===== PROVIDED DATA
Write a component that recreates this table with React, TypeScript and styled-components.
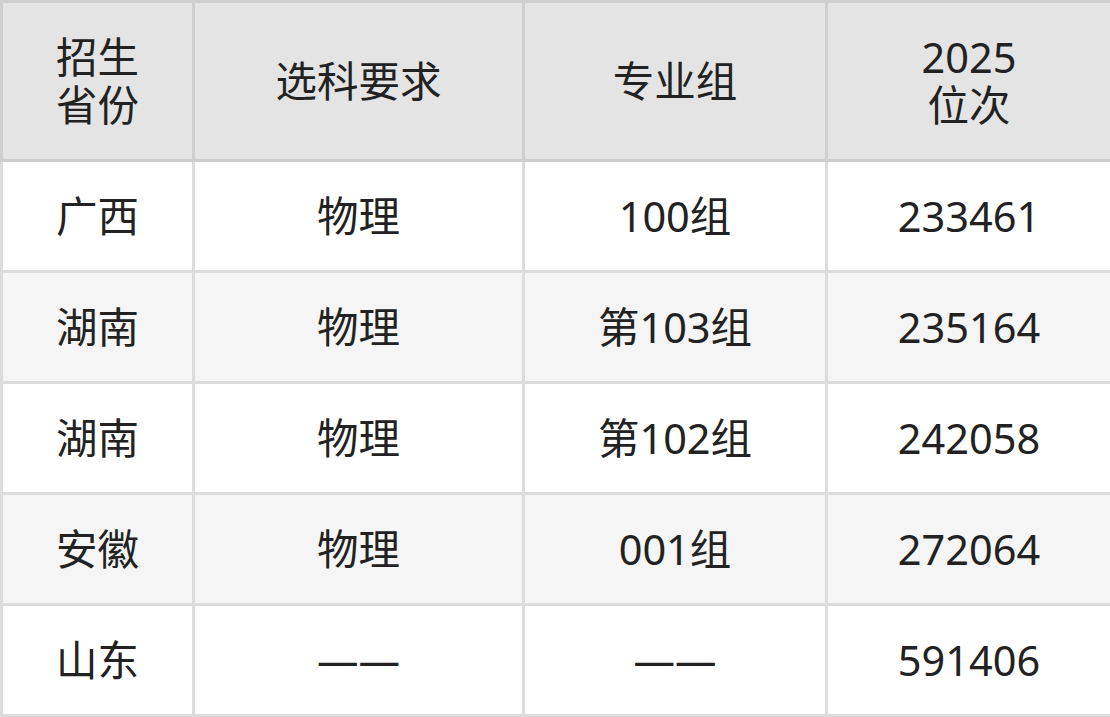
import React from 'react';
import styled, { createGlobalStyle } from 'styled-components';

const GlobalStyle = createGlobalStyle`
  html, body {
    margin: 0;
    padding: 0;
    background: #fff;
  }
  body {
    font-family: "Noto Sans", "Noto Sans CJK SC", sans-serif;
    color: #222;
  }
`;

type RowData = {
  province: string;
  subject: string;
  group: string;
  rank: string;
};

const ROWS: RowData[] = [
  { province: '广西', subject: '物理', group: '100组', rank: '233461' },
  { province: '湖南', subject: '物理', group: '第103组', rank: '235164' },
  { province: '湖南', subject: '物理', group: '第102组', rank: '242058' },
  { province: '安徽', subject: '物理', group: '001组', rank: '272064' },
  { province: '山东', subject: '——', group: '——', rank: '591406' },
];

const App: React.FC = () => {
  return (
    <>
      <GlobalStyle />
      <Table>
        <colgroup>
          <col style={{ width: 192 }} />
          <col style={{ width: 330 }} />
          <col style={{ width: 303 }} />
          <col style={{ width: 285 }} />
        </colgroup>
        <thead>
          <HeadRow>
            <HeadCell>招生<br />省份</HeadCell>
            <HeadCell>选科要求</HeadCell>
            <HeadCell>专业组</HeadCell>
            <HeadCell>2025<br />位次</HeadCell>
          </HeadRow>
        </thead>
        <tbody>
          {ROWS.map((row, i) => (
            <BodyRow key={i} $striped={i % 2 === 1}>
              <Cell>{row.province}</Cell>
              <Cell>{row.subject}</Cell>
              <Cell>{row.group}</Cell>
              <Cell>{row.rank}</Cell>
            </BodyRow>
          ))}
        </tbody>
      </Table>
    </>
  );
};

export default App;

const Table = styled.table`
  width: 1110px;
  border-collapse: collapse;
  table-layout: fixed;
  font-size: 41.5px;
  line-height: 48px;
  border: 3px solid #dcdcdc;
`;

const HeadRow = styled.tr`
  height: 159px;
  background: #e4e4e4;
`;

const HeadCell = styled.th`
  font-weight: 400;
  text-align: center;
  vertical-align: middle;
  padding: 0;
  border: 3px solid #cfcfcf;
`;

const BodyRow = styled.tr<{ $striped: boolean }>`
  height: 111px;
  background: ${(p) => (p.$striped ? '#f5f5f5' : '#ffffff')};
`;

const Cell = styled.td`
  text-align: center;
  vertical-align: middle;
  padding: 0;
  border: 3px solid #dcdcdc;
`;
==========
Omit every picture, then reproduce the rest of the listing exactly.

Write a component that recreates this table with React, TypeScript and styled-components.
import React from 'react';
import styled, { createGlobalStyle } from 'styled-components';

const GlobalStyle = createGlobalStyle`
  html, body {
    margin: 0;
    padding: 0;
    background: #fff;
  }
  body {
    font-family: "Noto Sans", "Noto Sans CJK SC", sans-serif;
    color: #222;
  }
`;

type RowData = {
  province: string;
  subject: string;
  group: string;
  rank: string;
};

const ROWS: RowData[] = [
  { province: '广西', subject: '物理', group: '100组', rank: '233461' },
  { province: '湖南', subject: '物理', group: '第103组', rank: '235164' },
  { province: '湖南', subject: '物理', group: '第102组', rank: '242058' },
  { province: '安徽', subject: '物理', group: '001组', rank: '272064' },
  { province: '山东', subject: '——', group: '——', rank: '591406' },
];

const App: React.FC = () => {
  return (
    <>
      <GlobalStyle />
      <Table>
        <colgroup>
          <col style={{ width: 192 }} />
          <col style={{ width: 330 }} />
          <col style={{ width: 303 }} />
          <col style={{ width: 285 }} />
        </colgroup>
        <thead>
          <HeadRow>
            <HeadCell>招生<br />省份</HeadCell>
            <HeadCell>选科要求</HeadCell>
            <HeadCell>专业组</HeadCell>
            <HeadCell>2025<br />位次</HeadCell>
          </HeadRow>
        </thead>
        <tbody>
          {ROWS.map((row, i) => (
            <BodyRow key={i} $striped={i % 2 === 1}>
              <Cell>{row.province}</Cell>
              <Cell>{row.subject}</Cell>
              <Cell>{row.group}</Cell>
              <Cell>{row.rank}</Cell>
            </BodyRow>
          ))}
        </tbody>
      </Table>
    </>
  );
};

export default App;

const Table = styled.table`
  width: 1110px;
  border-collapse: collapse;
  table-layout: fixed;
  font-size: 41.5px;
  line-height: 48px;
  border: 3px solid #dcdcdc;
`;

const HeadRow = styled.tr`
  height: 159px;
  background: #e4e4e4;
`;

const HeadCell = styled.th`
  font-weight: 400;
  text-align: center;
  vertical-align: middle;
  padding: 0;
  border: 3px solid #cfcfcf;
`;

const BodyRow = styled.tr<{ $striped: boolean }>`
  height: 111px;
  background: ${(p) => (p.$striped ? '#f5f5f5' : '#ffffff')};
`;

const Cell = styled.td`
  text-align: center;
  vertical-align: middle;
  padding: 0;
  border: 3px solid #dcdcdc;
`;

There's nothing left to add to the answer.